Interesting comments already coming in on Jim Nicola's new statement today on

So I'd like to encourage more with an "open thread." So click on "comments" at the bottom of this box to read other readers' response and add your own.

Starting question: Is this story over? What's the "endgame"? How do you want to see this resolved?

Make no mistake--the persistent dialogue about this issue on blogs like this (and this and this and many others) are a big reason why this had to be posted.


Anonymous said...

Thanks for trying to bring more input to the subject. I don't think there's a serious NYC theater blog willing or able to bring this to the fore in the "open thread" way.

Anonymous said...

Others have written eloquently about why the Workshop's latest statement falls short. So I'll just associate myself with those words and not comment further on the larger issue.

But after rereading the statement this morning, I was struck by the following sentence.

"As we listened to various opinions and read thousands of entries on websites and blogs, we realized we needed to find ways to let Rachel’s words rise above the polemics."

I strongly believe theatre companies should NOT feel compelled to poll, survey or consult their communities before making programming decisions.
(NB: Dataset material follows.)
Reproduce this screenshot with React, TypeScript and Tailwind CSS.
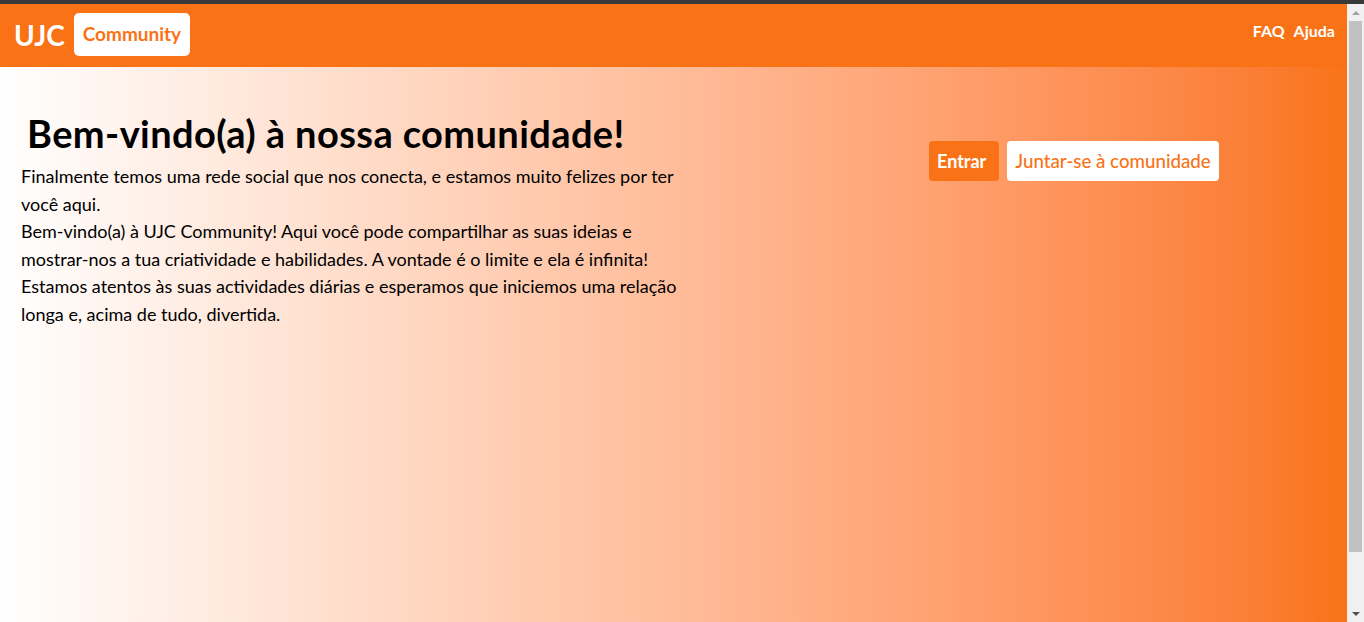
import React from "react";

const Scrollbar = () => (
  <div className="flex w-[17px] flex-col items-center bg-[#f1f1f1]">
    <div className="flex h-[17px] w-full items-center justify-center">
      <div className="h-0 w-0 border-x-[4px] border-b-[4px] border-x-transparent border-b-[#a3a3a3]" />
    </div>
    <div className="h-[531px] w-[13px] bg-[#c1c1c1]" />
    <div className="flex-1" />
    <div className="flex h-[17px] w-full items-center justify-center">
      <div className="h-0 w-0 border-x-[4px] border-t-[4px] border-x-transparent border-t-[#505050]" />
    </div>
  </div>
);

const Header = () => (
  <header className="flex h-[63px] items-center justify-between bg-[#f97316] pl-[14px] pr-[12px]">
    <div className="mb-[2px] flex items-center gap-[9px]">
      <span className="text-[28px] font-bold text-white">UJC</span>
      <span className="rounded-[5px] bg-white px-[9px] py-[7px] text-[19px] font-bold text-[#f97316]">
        Community
      </span>
    </div>
    <nav className="mb-[9px] flex gap-[9px] text-[16px] font-bold text-white">
      <a>FAQ</a>
      <a>Ajuda</a>
    </nav>
  </header>
);

export default function App() {
  return (
    <div className="flex h-[622px] flex-col overflow-hidden font-['Lato',sans-serif]">
      <div className="h-[4px] bg-[#3a3a3a]" />
      <div className="flex flex-1">
        <div className="flex flex-1 flex-col">
          <Header />
          <main className="flex flex-1 bg-gradient-to-r from-white to-[#f97316] pt-[38px]">
            <div className="w-[700px] pl-[21px]">
              <h1 className="ml-[6px] text-[38px] font-bold tracking-[0.4px] text-black">
                Bem-vindo(a) à nossa comunidade!
              </h1>
              <div className="mt-[1px] w-[670px] text-[18px] leading-[27.6px] text-black">
                <p>
                  Finalmente temos uma rede social que nos conecta, e estamos
                  muito felizes por ter você aqui.
                </p>
                <p>
                  Bem-vindo(a) à UJC Community! Aqui você pode compartilhar as
                  suas ideias e mostrar-nos a tua criatividade e habilidades. A
                  vontade é o limite e ela é infinita! Estamos atentos às suas
                  actividades diárias e esperamos que iniciemos uma relação
                  longa e, acima de tudo, divertida.
                </p>
              </div>
            </div>
            <div className="flex gap-[8px] pl-[229px] pt-[36px]">
              <button className="h-[40px] rounded-[4px] bg-[#f97316] pl-[8px] pr-[13px] text-[18px] font-bold text-white">
                Entrar
              </button>
              <button className="h-[40px] rounded-[4px] bg-white px-[8px] text-[18.7px] font-medium text-[#f97316]">
                Juntar-se à comunidade
              </button>
            </div>
          </main>
        </div>
        <Scrollbar />
      </div>
    </div>
  );
}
But I can understand a theatre's desire, with especially sensitive subject matter, to talk through the politics with local leaders in advance of a production, if only to demonstrate that their decision to program the work has not been made lightly.
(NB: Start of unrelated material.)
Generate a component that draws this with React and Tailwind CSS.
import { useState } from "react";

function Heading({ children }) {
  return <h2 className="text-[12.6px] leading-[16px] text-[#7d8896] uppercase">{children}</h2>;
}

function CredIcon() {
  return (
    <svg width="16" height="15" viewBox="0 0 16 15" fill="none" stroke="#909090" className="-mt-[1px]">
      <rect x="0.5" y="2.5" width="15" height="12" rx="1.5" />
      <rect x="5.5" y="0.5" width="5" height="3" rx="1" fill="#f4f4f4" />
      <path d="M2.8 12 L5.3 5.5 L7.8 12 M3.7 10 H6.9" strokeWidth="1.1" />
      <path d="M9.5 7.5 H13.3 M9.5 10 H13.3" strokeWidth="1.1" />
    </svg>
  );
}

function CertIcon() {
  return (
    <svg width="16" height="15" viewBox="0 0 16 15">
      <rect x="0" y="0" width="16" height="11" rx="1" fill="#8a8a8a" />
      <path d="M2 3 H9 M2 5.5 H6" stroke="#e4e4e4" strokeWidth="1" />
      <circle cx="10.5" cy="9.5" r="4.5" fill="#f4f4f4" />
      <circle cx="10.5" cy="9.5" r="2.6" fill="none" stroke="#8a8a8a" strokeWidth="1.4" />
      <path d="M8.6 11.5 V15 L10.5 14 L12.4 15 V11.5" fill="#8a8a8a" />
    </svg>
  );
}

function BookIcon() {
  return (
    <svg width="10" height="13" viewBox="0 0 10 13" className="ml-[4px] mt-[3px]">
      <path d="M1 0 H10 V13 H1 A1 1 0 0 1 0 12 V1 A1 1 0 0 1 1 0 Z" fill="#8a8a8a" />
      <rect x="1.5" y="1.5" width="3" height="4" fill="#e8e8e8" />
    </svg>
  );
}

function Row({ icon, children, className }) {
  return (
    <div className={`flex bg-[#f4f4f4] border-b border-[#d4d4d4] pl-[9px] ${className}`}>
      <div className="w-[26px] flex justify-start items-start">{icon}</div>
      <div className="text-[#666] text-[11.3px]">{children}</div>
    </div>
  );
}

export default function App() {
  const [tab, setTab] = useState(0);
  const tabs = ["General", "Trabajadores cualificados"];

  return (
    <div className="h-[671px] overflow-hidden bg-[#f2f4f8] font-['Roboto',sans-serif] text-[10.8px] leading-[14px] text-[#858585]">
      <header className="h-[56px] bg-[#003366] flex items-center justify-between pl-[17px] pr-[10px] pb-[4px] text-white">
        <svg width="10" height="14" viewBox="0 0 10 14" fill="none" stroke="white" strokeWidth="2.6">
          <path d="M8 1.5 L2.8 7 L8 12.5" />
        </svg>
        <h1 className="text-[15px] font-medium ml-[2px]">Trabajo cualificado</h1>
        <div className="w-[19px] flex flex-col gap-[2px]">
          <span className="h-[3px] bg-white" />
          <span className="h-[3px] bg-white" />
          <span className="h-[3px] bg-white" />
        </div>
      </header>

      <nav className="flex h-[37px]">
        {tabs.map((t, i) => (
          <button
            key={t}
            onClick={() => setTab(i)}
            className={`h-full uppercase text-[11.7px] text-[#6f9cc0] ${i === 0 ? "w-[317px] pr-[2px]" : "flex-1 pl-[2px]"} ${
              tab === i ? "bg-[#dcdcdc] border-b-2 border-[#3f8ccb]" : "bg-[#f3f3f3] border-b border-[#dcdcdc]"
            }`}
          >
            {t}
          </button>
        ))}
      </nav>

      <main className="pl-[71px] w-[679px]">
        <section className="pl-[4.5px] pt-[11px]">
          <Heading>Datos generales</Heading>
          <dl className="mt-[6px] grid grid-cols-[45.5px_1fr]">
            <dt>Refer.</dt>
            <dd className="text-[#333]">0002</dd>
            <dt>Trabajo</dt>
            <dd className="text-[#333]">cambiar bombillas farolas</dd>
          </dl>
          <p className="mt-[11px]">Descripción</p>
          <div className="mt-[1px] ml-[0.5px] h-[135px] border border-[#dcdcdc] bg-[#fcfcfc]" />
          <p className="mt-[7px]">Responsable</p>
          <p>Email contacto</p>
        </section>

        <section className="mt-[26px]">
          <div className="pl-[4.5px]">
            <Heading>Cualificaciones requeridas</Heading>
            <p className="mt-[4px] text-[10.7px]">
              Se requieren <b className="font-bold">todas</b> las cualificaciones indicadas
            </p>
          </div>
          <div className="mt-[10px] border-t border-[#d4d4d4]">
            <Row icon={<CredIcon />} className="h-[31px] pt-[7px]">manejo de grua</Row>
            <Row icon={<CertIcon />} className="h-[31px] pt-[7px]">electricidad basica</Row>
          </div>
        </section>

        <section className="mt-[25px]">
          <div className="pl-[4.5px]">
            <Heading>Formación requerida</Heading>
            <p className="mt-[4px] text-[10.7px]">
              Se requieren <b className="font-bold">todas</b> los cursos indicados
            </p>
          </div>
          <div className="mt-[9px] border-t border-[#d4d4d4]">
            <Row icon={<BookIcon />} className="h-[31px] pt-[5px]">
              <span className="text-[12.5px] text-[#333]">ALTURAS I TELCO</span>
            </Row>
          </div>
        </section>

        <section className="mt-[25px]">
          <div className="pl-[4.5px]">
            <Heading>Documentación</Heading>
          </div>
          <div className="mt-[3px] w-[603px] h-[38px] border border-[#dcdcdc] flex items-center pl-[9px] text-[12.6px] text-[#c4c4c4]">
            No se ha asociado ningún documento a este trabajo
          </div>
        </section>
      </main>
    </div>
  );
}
However. Reading "thousand of entires on websites and blogs"? What kind of meshugginah community feedback process requires surveying the entire breadth of the online debate? What's next? Minute-by-minute monitoring of talk radio? An exhaustive survey of East Village bar bathroom graffiti?
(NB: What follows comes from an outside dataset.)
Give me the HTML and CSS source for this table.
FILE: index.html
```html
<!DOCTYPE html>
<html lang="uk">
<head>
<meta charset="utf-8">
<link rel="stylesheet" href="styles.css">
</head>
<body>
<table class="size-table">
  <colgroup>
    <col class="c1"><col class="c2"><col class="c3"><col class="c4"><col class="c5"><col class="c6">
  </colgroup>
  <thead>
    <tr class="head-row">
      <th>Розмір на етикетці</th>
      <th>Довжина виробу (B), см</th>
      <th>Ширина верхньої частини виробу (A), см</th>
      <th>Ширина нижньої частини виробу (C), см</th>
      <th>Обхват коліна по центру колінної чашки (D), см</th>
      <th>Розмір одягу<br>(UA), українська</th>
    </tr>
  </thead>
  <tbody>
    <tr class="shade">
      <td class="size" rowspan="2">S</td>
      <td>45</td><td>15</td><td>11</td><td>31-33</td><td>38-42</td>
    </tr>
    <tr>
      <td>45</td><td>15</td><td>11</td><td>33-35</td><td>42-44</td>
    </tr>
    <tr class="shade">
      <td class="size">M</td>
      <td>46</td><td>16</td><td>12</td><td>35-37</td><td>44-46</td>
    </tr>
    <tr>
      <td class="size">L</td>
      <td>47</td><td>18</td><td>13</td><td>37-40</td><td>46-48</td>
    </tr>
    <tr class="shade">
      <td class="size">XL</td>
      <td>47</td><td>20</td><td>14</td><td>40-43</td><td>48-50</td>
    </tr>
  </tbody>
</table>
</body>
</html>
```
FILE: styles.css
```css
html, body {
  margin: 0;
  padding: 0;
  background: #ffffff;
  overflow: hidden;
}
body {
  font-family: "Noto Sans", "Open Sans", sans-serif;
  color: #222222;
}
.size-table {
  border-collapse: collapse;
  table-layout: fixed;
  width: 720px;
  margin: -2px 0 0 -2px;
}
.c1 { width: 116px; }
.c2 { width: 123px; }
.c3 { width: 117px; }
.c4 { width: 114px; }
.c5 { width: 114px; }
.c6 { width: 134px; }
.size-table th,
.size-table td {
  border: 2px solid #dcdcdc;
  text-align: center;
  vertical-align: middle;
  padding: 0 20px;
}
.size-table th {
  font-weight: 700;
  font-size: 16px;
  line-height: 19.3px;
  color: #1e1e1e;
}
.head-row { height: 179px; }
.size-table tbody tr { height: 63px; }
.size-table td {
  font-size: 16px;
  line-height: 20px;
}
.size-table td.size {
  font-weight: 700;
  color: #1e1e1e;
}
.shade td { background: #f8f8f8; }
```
Surely Nicola is stretching the truth here, isn't he? If NYTW truly did take the time to read "thousand of entires on websites and blogs" and then factor its blog findings into its decision to cancel (or "postpone" etc.) Rachel Corrie, the company's priorities are more out of whack than I ever imagined.

Anonymous said...

The New York theatre community is too "understanding" and too enthralled with its own. There is something almost tribal here. Among academics, when university administrators try to pull this kind of nonsense, faculty get up in arms. And, believe me, faculty are very much people who are invested in the status quo and a pace of change that can only be described as cautious. But theater artists being understanding of "sensitive" feelings among some in the commmunity? How bizarre. In university civics courses, of the kind that are often required for graduation, there is a stronger grasp of democracy and the first amendment than it seems among the theater community in New York. Citizenship in a democracy assumes that people are robust individuals, not "sensitive," or easily "offended." The entire basis of democracy can be summed up in one sentence--You are not required to be me.

Yes, there are some brave souls speaking out, but artists, directors, actors, etc. should be the most outspoken, because art owes nothing to The Community. I'm very happy to see this blog, but I wish more actors were speaking up and out, especially in the "paper of record," even though its hardly been a beacon of democracy since 9/11.